▶ What is asked
Among the entries below, find the lines with "this" and copy them.

▶ Source records

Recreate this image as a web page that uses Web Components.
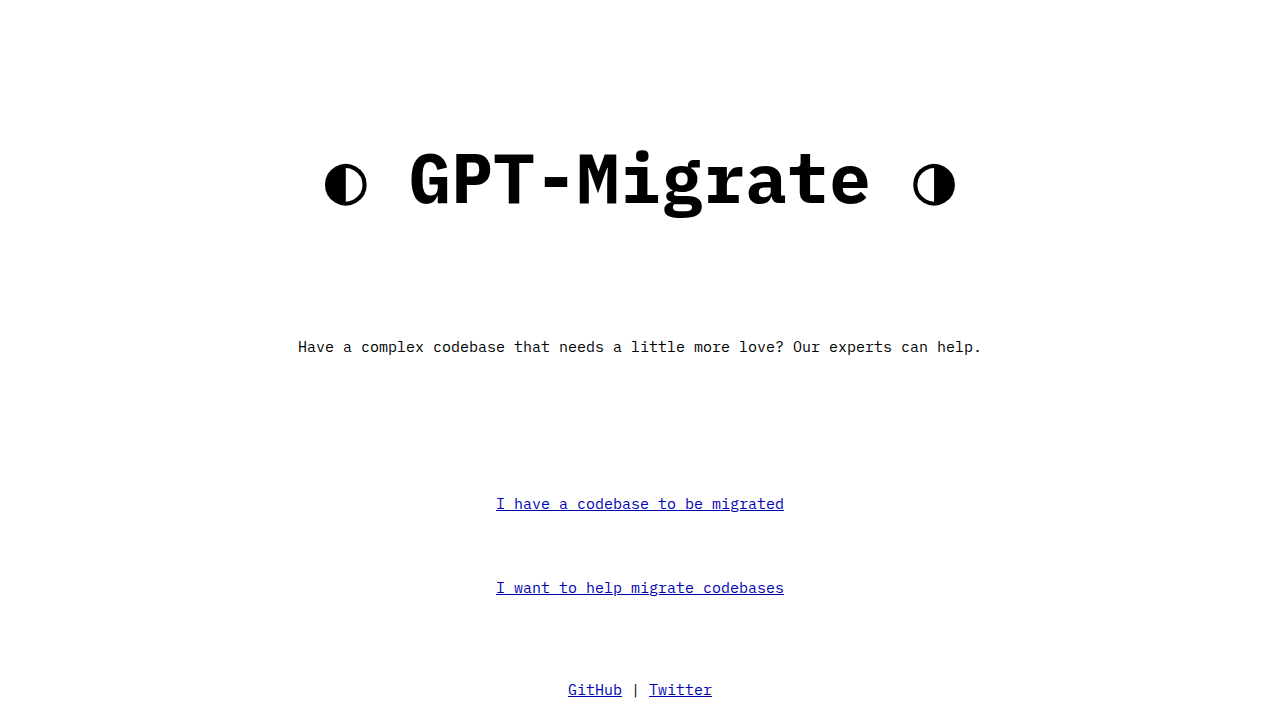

...

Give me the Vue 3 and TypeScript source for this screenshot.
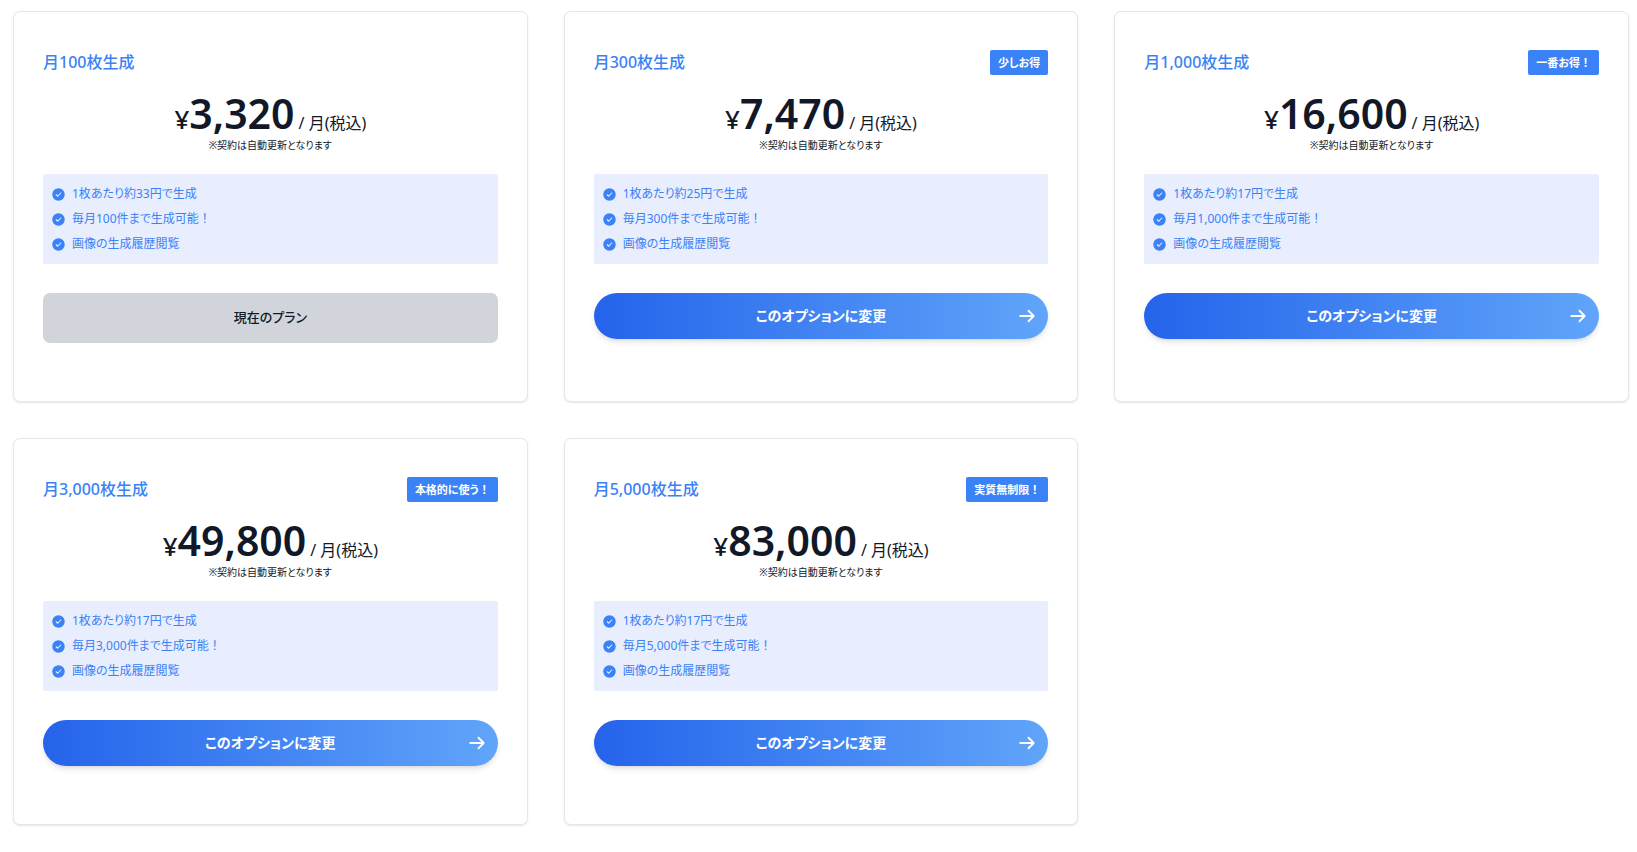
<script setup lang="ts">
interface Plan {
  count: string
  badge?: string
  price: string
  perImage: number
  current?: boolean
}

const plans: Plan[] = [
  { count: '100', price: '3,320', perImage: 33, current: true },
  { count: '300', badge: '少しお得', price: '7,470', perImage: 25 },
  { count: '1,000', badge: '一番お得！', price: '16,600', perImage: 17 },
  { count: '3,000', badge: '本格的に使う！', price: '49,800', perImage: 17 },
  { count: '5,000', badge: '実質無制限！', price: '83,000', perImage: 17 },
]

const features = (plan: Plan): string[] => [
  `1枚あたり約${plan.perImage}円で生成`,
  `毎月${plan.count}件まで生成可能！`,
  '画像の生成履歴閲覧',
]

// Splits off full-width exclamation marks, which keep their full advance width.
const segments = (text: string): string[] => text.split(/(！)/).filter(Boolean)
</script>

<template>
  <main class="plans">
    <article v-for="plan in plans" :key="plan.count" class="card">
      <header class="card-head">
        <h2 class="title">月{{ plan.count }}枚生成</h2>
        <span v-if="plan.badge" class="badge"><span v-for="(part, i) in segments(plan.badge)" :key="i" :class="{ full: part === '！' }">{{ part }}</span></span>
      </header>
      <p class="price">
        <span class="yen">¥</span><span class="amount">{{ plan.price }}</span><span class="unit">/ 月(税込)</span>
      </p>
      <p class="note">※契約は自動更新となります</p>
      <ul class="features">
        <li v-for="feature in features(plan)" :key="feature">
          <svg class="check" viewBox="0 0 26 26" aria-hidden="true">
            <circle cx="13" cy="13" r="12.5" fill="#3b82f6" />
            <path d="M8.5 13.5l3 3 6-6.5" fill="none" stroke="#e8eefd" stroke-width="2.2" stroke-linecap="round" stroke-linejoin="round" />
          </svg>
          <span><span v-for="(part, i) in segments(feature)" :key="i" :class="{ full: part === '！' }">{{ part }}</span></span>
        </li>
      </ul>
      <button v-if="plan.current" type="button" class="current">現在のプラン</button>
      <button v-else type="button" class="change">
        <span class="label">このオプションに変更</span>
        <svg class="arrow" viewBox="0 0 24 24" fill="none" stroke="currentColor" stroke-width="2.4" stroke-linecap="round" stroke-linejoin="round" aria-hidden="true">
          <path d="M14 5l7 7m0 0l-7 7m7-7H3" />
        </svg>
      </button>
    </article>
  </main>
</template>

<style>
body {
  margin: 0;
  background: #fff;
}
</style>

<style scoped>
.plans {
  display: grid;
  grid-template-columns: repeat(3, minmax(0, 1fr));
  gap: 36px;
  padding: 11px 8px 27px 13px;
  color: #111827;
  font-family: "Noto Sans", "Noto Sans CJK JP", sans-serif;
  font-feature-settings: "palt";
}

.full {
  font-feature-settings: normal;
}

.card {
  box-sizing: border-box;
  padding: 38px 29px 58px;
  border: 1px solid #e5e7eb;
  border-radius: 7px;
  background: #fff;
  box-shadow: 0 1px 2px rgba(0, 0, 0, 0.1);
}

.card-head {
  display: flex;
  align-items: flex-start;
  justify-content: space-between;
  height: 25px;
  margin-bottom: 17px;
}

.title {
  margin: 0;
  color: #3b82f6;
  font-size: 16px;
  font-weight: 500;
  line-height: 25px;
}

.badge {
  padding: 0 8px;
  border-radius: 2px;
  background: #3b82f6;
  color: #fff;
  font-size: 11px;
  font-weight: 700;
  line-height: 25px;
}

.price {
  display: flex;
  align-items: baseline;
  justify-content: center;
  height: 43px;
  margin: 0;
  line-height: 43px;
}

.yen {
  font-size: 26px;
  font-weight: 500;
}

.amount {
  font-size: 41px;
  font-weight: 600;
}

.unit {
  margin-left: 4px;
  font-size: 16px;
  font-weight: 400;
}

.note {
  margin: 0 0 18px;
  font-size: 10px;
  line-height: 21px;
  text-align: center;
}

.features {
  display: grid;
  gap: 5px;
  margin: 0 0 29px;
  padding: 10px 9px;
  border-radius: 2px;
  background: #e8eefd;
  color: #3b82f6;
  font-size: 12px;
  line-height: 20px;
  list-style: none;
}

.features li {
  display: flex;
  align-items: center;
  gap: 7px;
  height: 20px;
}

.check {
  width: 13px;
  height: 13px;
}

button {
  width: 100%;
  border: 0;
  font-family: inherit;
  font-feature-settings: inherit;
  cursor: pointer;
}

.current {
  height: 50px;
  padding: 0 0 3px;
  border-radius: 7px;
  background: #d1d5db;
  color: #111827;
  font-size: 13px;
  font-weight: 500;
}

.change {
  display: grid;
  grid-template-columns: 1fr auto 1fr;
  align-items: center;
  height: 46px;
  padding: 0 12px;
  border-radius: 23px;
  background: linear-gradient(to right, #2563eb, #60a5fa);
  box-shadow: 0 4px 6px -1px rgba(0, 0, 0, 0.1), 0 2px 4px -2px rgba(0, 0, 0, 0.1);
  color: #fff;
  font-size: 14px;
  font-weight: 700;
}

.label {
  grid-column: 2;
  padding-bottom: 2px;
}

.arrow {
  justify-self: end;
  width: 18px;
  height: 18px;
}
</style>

▶ Task output
Recreate this image as a web page that uses Web Components.
Give me the Vue 3 and TypeScript source for this screenshot.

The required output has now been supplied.